If I attempted neither that vast subject of computers or the niche history of beepers, didn’t get into AOL or ICQ or Napster or Friendster, skipped right over the first Nintendo and The Real Talking Moose, ignored the era when microwaves were new enough to us that my sister the mathematician had the default belief everything went in for three minutes; if I just tried to follow one thread within my own lived experience, it was, even then, nearly too much to communicate the nuance of rotary dial and call-waiting and cordless phones and answering machines and the cliff of minutes per month I could talk on the cell phone, which was my only phone, how I would call my brother at the stroke of 8 pm because then the call was free.

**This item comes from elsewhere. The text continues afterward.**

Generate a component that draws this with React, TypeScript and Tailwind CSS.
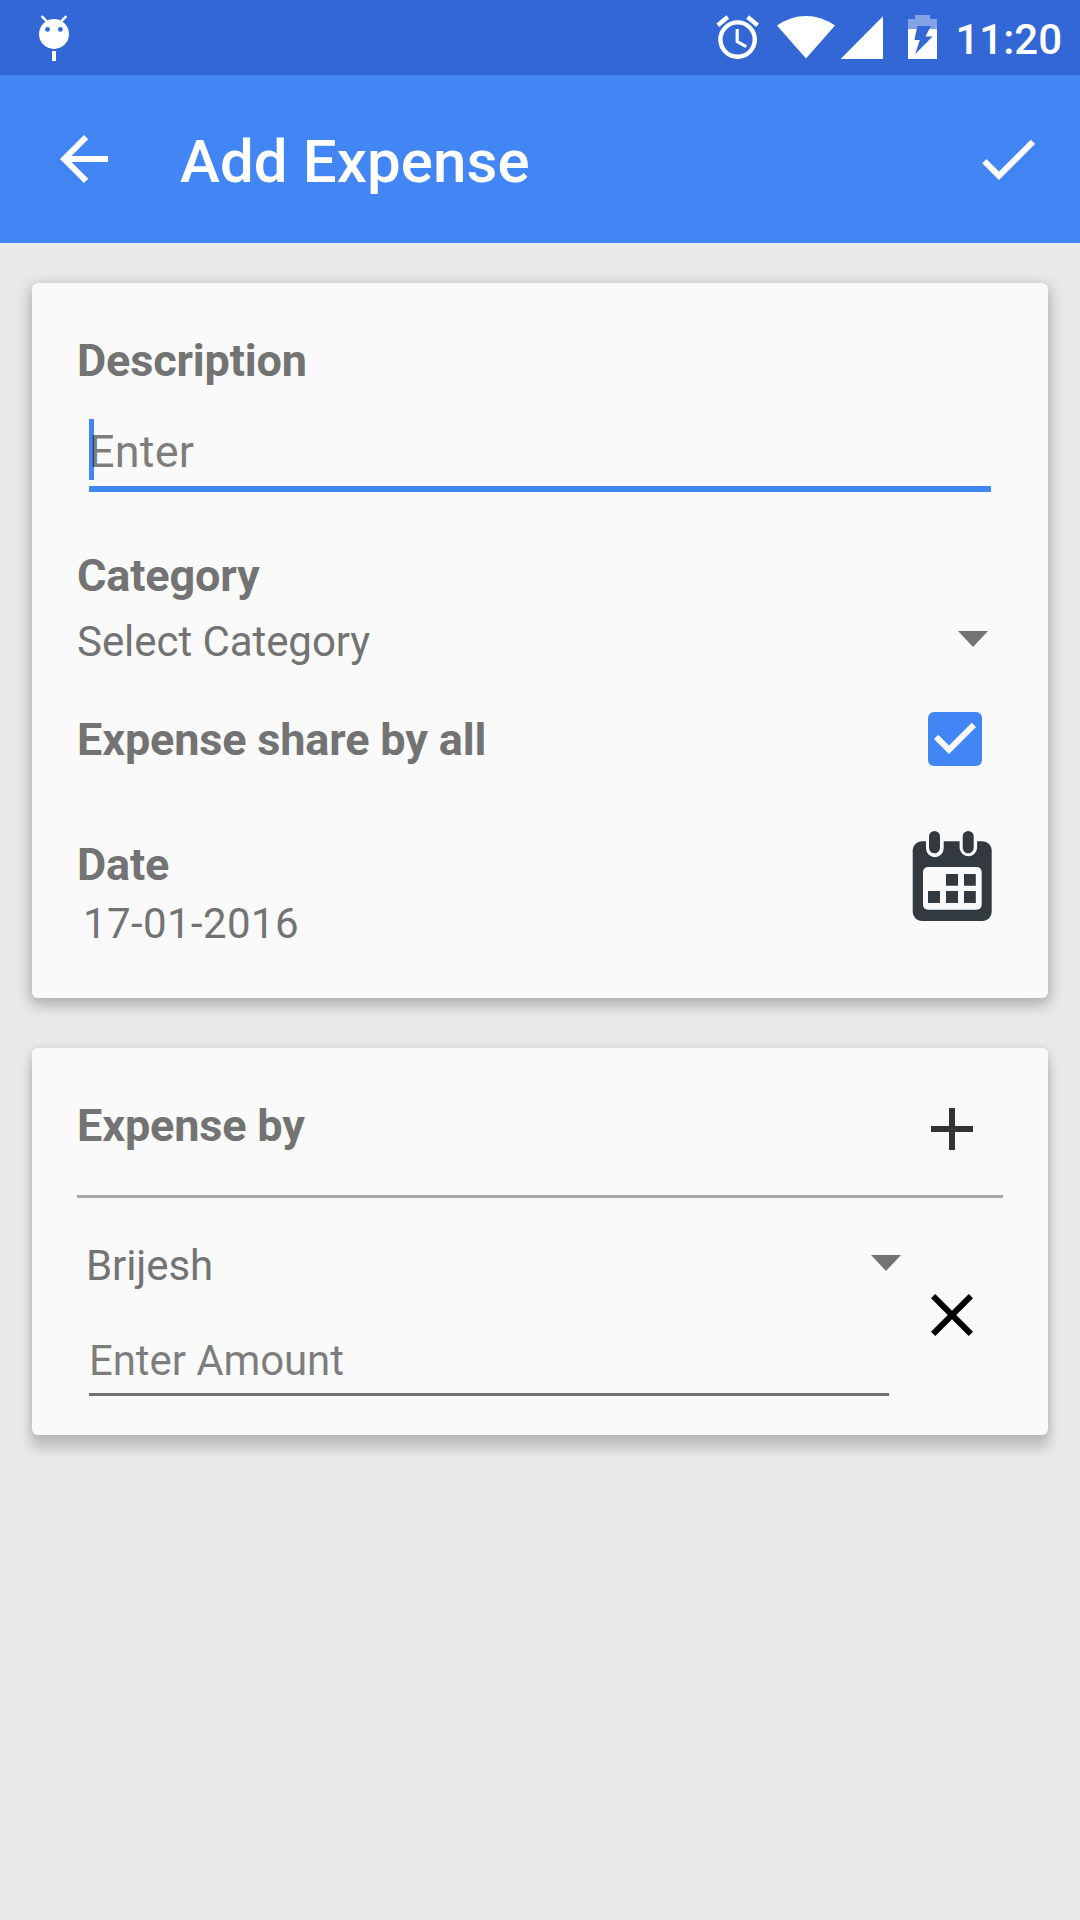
import type { ReactNode } from "react";

function StatusIcons() {
  return (
    <svg width="224" height="50" viewBox="716 12 224 50" fill="#fff">
      <circle cx="737.6" cy="39.6" r="17.2" fill="none" stroke="#fff" strokeWidth="4.4" />
      <path d="M737.2 29v12.6l9 5" fill="none" stroke="#fff" strokeWidth="3.2" />
      <path d="M717.8 25.2l10-8.2M757.6 25.2l-10-8.2" stroke="#fff" strokeWidth="4.4" />
      <path d="M777 25.6A48.5 48.5 0 0 1 835 25.6L806 58.6Z" />
      <path d="M840.6 59L883 16.2V59Z" />
      <path d="M908 29V19h7v-4h15v4h7v10Z" fillOpacity="0.4" />
      <path d="M908 29h29v30h-29Z" />
      <path d="M917.4 26H931l-5.6 10.5h7.2L915.2 54l4.6-14h-5.4Z" fill="#3367d6" />
    </svg>
  );
}

function DebugIcon() {
  return (
    <svg width="36" height="50" viewBox="36 12 36 50" fill="#fff">
      <circle cx="54" cy="34" r="15" />
      <path d="M41.6 16.2l5 5M66.4 16.2l-5 5" stroke="#fff" strokeWidth="2.4" />
      <path d="M52 51h4v10h-4z" />
      <circle cx="47.5" cy="29.4" r="2.4" fill="#3367d6" />
      <circle cx="60.4" cy="29.4" r="2.4" fill="#3367d6" />
    </svg>
  );
}

function Glyph({ d, className }: { d: string; className: string }) {
  return (
    <svg viewBox="0 0 24 24" className={"size-[72px] shrink-0 " + className} fill="currentColor">
      <path d={d} />
    </svg>
  );
}

function Caret() {
  return (
    <svg width="30" height="16" viewBox="0 0 30 16" fill="#737373">
      <path d="M0 0h30L15 16z" />
    </svg>
  );
}

function CalendarIcon() {
  return (
    <svg width="80" height="91" viewBox="912 831 80 91" fill="#323a3f">
      <rect x="912.7" y="841.3" width="79" height="79.7" rx="9" />
      <g fill="#fafafa">
        <path d="M926 840h17.7v8.3a8.8 8.8 0 0 1-17.7 0zM959.6 840h17.5v8.3a8.8 8.8 0 0 1-17.5 0z" />
        <rect x="923" y="867" width="58.7" height="42.7" rx="5" />
      </g>
      <rect x="929" y="831" width="11" height="22.3" rx="5.5" />
      <rect x="962.7" y="831" width="11" height="22.3" rx="5.5" />
      <path d="M946 874h12v11.7h-12zM964 874h11.8v11.7h-11.8zM928 891h12v12h-12zM946 891h12v12h-12zM964 891h11.8v12h-11.8z" />
    </svg>
  );
}

function Label({ children }: { children: ReactNode }) {
  return (
    <div className="h-[53px] text-[45px] leading-[53px] font-bold tracking-[-0.16px]">{children}</div>
  );
}

export default function App() {
  return (
    <div className="flex h-[1920px] w-[1080px] flex-col overflow-hidden bg-[#e9e9e9] font-[Roboto,sans-serif] whitespace-nowrap text-[#737373]">
      <header className="text-white">
        <div className="flex h-[75px] items-start bg-[#3367d6] pt-3 pl-9">
          <DebugIcon />
          <div className="ml-auto flex">
            <StatusIcons />
            <span className="mt-[3px] mr-[18px] ml-[15px] text-[42px] leading-[49px] font-medium">11:20</span>
          </div>
        </div>
        <div className="flex h-[168px] items-start bg-[#4285f4] pt-12 pr-9 pl-12">
          <Glyph className="" d="M20 11H7.83l5.59-5.59L12 4l-8 8 8 8 1.41-1.41L7.83 13H20v-2z" />
          <h1 className="mt-[3px] ml-[60px] text-[60px] leading-[71px] font-medium tracking-[0.1px]">Add Expense</h1>
          <Glyph className="ml-auto" d="M9 16.2L4.8 12l-1.4 1.4L9 19 21 7l-1.4-1.4L9 16.2z" />
        </div>
      </header>

      <main className="flex flex-col gap-[50px] px-8 pt-10">
        <section className="h-[715px] rounded-[6px] bg-[#fafafa] px-[45px] pt-[51px] shadow-[0_5px_14px_2px_rgba(0,0,0,0.26)]">
          <Label>Description</Label>
          <div className="relative mt-8 mr-3 ml-3 h-[73px] border-b-[6px] border-[#4285f4]">
            <div className="absolute top-0 left-0 h-[61px] w-[5px] bg-[#4285f4]" />
            <div className="relative pt-[6px] text-[45px] leading-[53px] tracking-[0.2px] text-black/50">Enter</div>
          </div>
          <div className="mt-[57px]">
            <Label>Category</Label>
          </div>
          <div className="mt-[15px] flex h-[49px] justify-between pr-[15px]">
            <span className="text-[42px] leading-[49px] tracking-[-0.06px]">Select Category</span>
            <span className="mt-[14px]">
              <Caret />
            </span>
          </div>
          <div className="mt-[46px] flex h-[54px] items-start justify-between pr-[21px]">
            <div className="pt-px">
              <Label>Expense share by all</Label>
            </div>
            <div className="flex size-[54px] items-center justify-center rounded-[6px] bg-[#4285f4] text-[#fafafa]">
              <Glyph className="" d="M10 17L5 12l1.41-1.41L10 14.17l7.59-7.59L19 8l-9 9z" />
            </div>
          </div>
          <div className="mt-[65px] flex items-start justify-between pr-[11px]">
            <div className="pt-[7px]">
              <Label>Date</Label>
              <div className="mt-2 ml-[6px] text-[42px] leading-[49px] tracking-[0.4px] [font-kerning:none]">17-01-2016</div>
            </div>
            <CalendarIcon />
          </div>
        </section>

        <section className="h-[387px] rounded-[6px] bg-[#fafafa] px-[45px] shadow-[0_12px_12px_2px_rgba(0,0,0,0.17),0_0_8px_rgba(0,0,0,0.12)]">
          <div className="flex h-[150px] items-start justify-between border-b-[3px] border-[#a7a7a7] pt-[45px] pr-[15px]">
            <div className="pt-[6px]">
              <Label>Expense by</Label>
            </div>
            <Glyph className="text-[#333]" d="M19 13h-6v6h-2v-6H5v-2h6V5h2v6h6v2z" />
          </div>
          <div className="flex justify-between pr-[15px] pl-[9px]">
            <div className="w-[815px]">
              <div className="mt-[43px] flex h-[49px] justify-between">
                <span className="text-[42px] leading-[49px] tracking-[-0.1px]">Brijesh</span>
                <span className="mt-[14px]">
                  <Caret />
                </span>
              </div>
              <div className="mt-[46px] ml-[3px] h-[60px] w-[800px] border-b-[3px] border-[#737373] text-[42px] leading-[49px] tracking-[-0.1px] text-black/50">
                Enter Amount
              </div>
            </div>
            <Glyph
              className="mt-[81px] text-black"
              d="M19 6.41L17.59 5 12 10.59 6.41 5 5 6.41 10.59 12 5 17.59 6.41 19 12 13.41 17.59 19 19 17.59 13.41 12z"
            />
          </div>
        </section>
      </main>
    </div>
  );
}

I mean, my parents grew up with party lines, operators, phone numbers that started with letters, and I’m not even touching that, not getting into that because, already, just within the borders of my half-lived life, it is too much to convey to the uninitiated, too much information about how we’ve kept iterating our attempts to share information.

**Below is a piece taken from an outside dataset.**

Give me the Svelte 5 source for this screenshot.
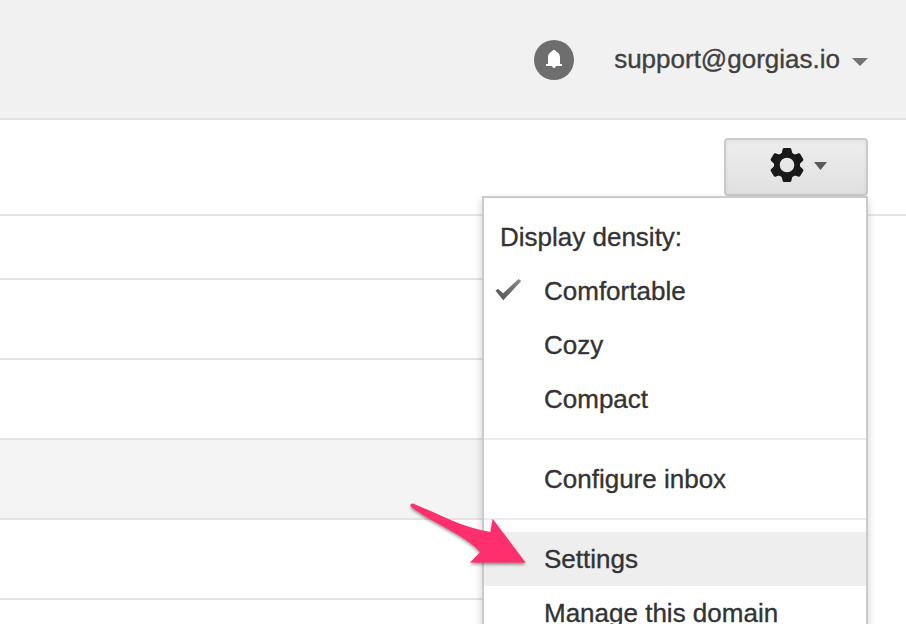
<script>
  const rows = [
    { height: 62 },
    { height: 78 },
    { height: 78 },
    { height: 78, read: true },
    { height: 78 },
    { height: 24 }
  ];
  const densities = ['Comfortable', 'Cozy', 'Compact'];
  let density = $state('Comfortable');
  const teeth = [0, 60, 120, 180, 240, 300];
</script>

<div class="page">
  <header>
    <button class="bell" aria-label="Notifications">
      <svg width="16" height="18" viewBox="0 0 16 18">
        <path fill="#fff" d="M8 0C9.200 0 9.900 .6 10.200 1.600C12.600 2.600 14 4.800 14 7.500V14H16V16H10C9.700 17.300 9 18 8 18S6.300 17.300 6 16H0V14H2V7.500C2 4.800 3.400 2.600 5.800 1.600C6.100 .6 6.800 0 8 0Z" />
      </svg>
    </button>
    <button class="account">
      <span>support@gorgias.io</span>
      <svg width="16" height="8" viewBox="0 0 16 8"><path fill="#737373" d="M0 0H16L8 8Z" /></svg>
    </button>
  </header>

  <div class="toolbar">
    <div class="anchor">
      <button class="gear" aria-label="Settings menu">
        <svg width="34" height="34" viewBox="-17 -17 34 34">
          <g fill="#191919">
            {#each teeth as angle}
              <path transform="rotate({angle})" d="M-7 -9.500L-5.200 -12.200L-4.300 -16Q-4 -17 -3 -17H3Q4 -17 4.300 -16L5.200 -12.200L7 -9.500Z" />
            {/each}
            <path fill-rule="evenodd" d="M0 -13A13 13 0 1 1 0 13A13 13 0 1 1 0 -13ZM0 -7.300A7.300 7.300 0 1 0 0 7.300A7.300 7.300 0 1 0 0 -7.300Z" />
          </g>
        </svg>
        <svg class="caret" width="13" height="8" viewBox="0 0 13 8"><path fill="#595959" d="M0 0H13L6.500 8Z" /></svg>
      </button>

      <div class="menu">
        <div class="item title">Display density:</div>
        {#each densities as name}
          <button class="item" onclick={() => (density = name)}>
            {#if density === name}
              <svg class="check" width="28" height="24" viewBox="0 0 28 24">
                <defs>
                  <linearGradient id="tick" x1="0" x2="1" y1="1" y2="0">
                    <stop offset="0.2" stop-color="#5c5c5c" />
                    <stop offset="1" stop-color="#8a8a8a" />
                  </linearGradient>
                </defs>
                <path fill="url(#tick)" d="M.5 12.800L3 10.800L8.200 15.200L23.600 .9L26.300 2.900L8.300 22.300Z" />
              </svg>
            {/if}
            {name}
          </button>
        {/each}
        <div class="separator"></div>
        <button class="item">Configure inbox</button>
        <div class="separator"></div>
        <button class="item active">Settings</button>
        <button class="item">Manage this domain</button>
      </div>
    </div>
  </div>

  <main>
    {#each rows as row}
      <div class="row" class:read={row.read} style="height: {row.height}px"></div>
    {/each}
  </main>

  <svg class="pointer" width="130" height="76" viewBox="400 494 130 76">
    <path fill="#ff2f6d" d="M413 503.500C439 514 463 528 490.500 532L492.600 518.800L525.700 562.700L470 562.500L480.200 552.200C467 536 432 523 411.300 507C409.500 505.500 411 503 413 503.500Z" />
  </svg>
</div>

<style>
  :global(body) {
    margin: 0;
  }
  .page {
    position: relative;
    height: 624px;
    overflow: hidden;
    background: #fff;
    color: #333;
    font-family: 'Liberation Sans', Arial, sans-serif;
    font-size: 26px;
    -webkit-text-stroke: 0.35px currentColor;
  }
  button {
    border: 0;
    margin: 0;
    padding: 0;
    background: none;
    color: inherit;
    font: inherit;
    text-align: left;
  }
  svg {
    display: block;
  }
  header {
    box-sizing: border-box;
    height: 120px;
    padding-right: 38px;
    display: flex;
    align-items: center;
    justify-content: flex-end;
    gap: 40px;
    background: #f1f1f1;
    border-bottom: 2px solid #e3e3e3;
  }
  .bell {
    box-sizing: border-box;
    width: 40px;
    height: 40px;
    margin-top: 2px;
    padding-bottom: 2px;
    display: flex;
    align-items: center;
    justify-content: center;
    border-radius: 50%;
    background: #6e6e6e;
  }
  .account {
    display: flex;
    align-items: center;
    gap: 12px;
    color: #404040;
  }
  .account svg {
    margin-top: 6px;
  }
  .toolbar {
    box-sizing: border-box;
    height: 96px;
    padding: 18px 38px 0 0;
    display: flex;
    justify-content: flex-end;
    align-items: flex-start;
    border-bottom: 2px solid #e5e5e5;
  }
  .anchor {
    position: relative;
  }
  .gear {
    box-sizing: border-box;
    width: 144px;
    height: 58px;
    padding: 0 0 4px 44px;
    display: flex;
    align-items: center;
    gap: 10px;
    border: 2px solid #cacaca;
    border-radius: 4px;
    background: linear-gradient(#eee, #e0e0e0);
    box-shadow: inset 0 2px 4px rgba(0, 0, 0, 0.05);
  }
  .caret {
    margin-top: 2px;
  }
  .menu {
    position: absolute;
    z-index: 1;
    top: 58px;
    right: 0;
    box-sizing: border-box;
    width: 386px;
    padding: 12px 0;
    border: 2px solid #cbcbcb;
    background: #fff;
    box-shadow: 0 4px 8px rgba(0, 0, 0, 0.2);
  }
  .item {
    position: relative;
    box-sizing: border-box;
    display: block;
    width: 100%;
    height: 54px;
    padding-left: 60px;
    line-height: 54px;
    white-space: nowrap;
  }
  .title {
    padding-left: 16px;
  }
  .active {
    background: #eee;
  }
  .check {
    position: absolute;
    left: 11px;
    top: 14px;
    filter: blur(0.5px);
  }
  .separator {
    height: 2px;
    margin: 12px 0;
    background: #ebebeb;
  }
  main {
    margin-right: 60px;
  }
  .row {
    border-bottom: 2px solid #e3e3e3;
  }
  .row:last-child {
    border-bottom: 0;
  }
  .read {
    background: #f4f4f4;
  }
  .pointer {
    position: absolute;
    z-index: 2;
    left: 400px;
    top: 494px;
    filter: drop-shadow(0 2px 1.5px rgba(0, 0, 0, 0.4));
    pointer-events: none;
  }
</style>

The seasons of my youth ran on two calendars. There was the largely ceremonial observation of Fall, Winter, Spring, and Summer, most apparent in the decorative borders of elementary school bulletin boards. And then there was the more local, even familial version that cycled through the fresh mowed scent of Weed Abatement, the marine layer beach days of June Gloom, the crisp dry heat of Santa Ana winds, my father at the nursery crowing Bare Root Season as if the spindly stick saplings in his grip were already leafed out in stone fruit. Fire Season was a thing. We’ve always known people with stories about hosing down their roofs, about the house next door, about it could have gone the other way. But it used to flag a risk more than a certainty.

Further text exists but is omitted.